If you break them into groups, you can get some of that original balance back (but not in resource management games, two parties will not be challenged if the adventure was designed around the resource management of one party) - but you are also telling half of the players to wait while the other half has fun. You see this in "story games" where the group of investigators creaks apart to investigate a mystery - the more active and forceful personalities will dominate the play time if the party splits apart.
"Pilot player, sit in the starship, guard it, and be ready to go! We are going to go out and take all the session time in the starport now getting into all sorts of fun and interesting trouble."

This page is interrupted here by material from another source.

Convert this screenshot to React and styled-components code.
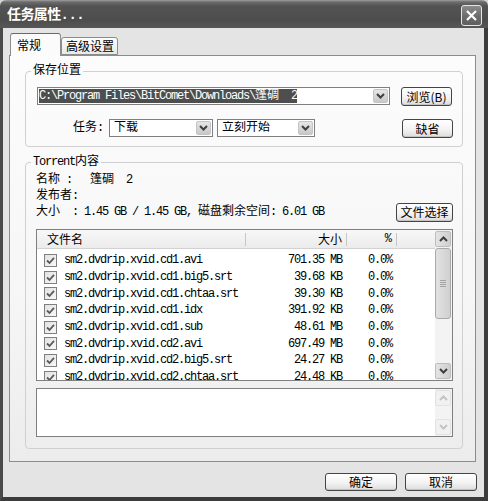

It is something you have to think of when planning games, and also use creativity to resolve. You don't want to tell someone who wants to join your group "no" and have them sit out, but you also don't want too many people to join where the game is too easy, too slow, or you end up scaling things up that the game breaks and the adventure falls apart. There is that point where the game breaks, and you need to be conscious of that point - especially when it comes to party size, the type of game you are playing, and adventure design.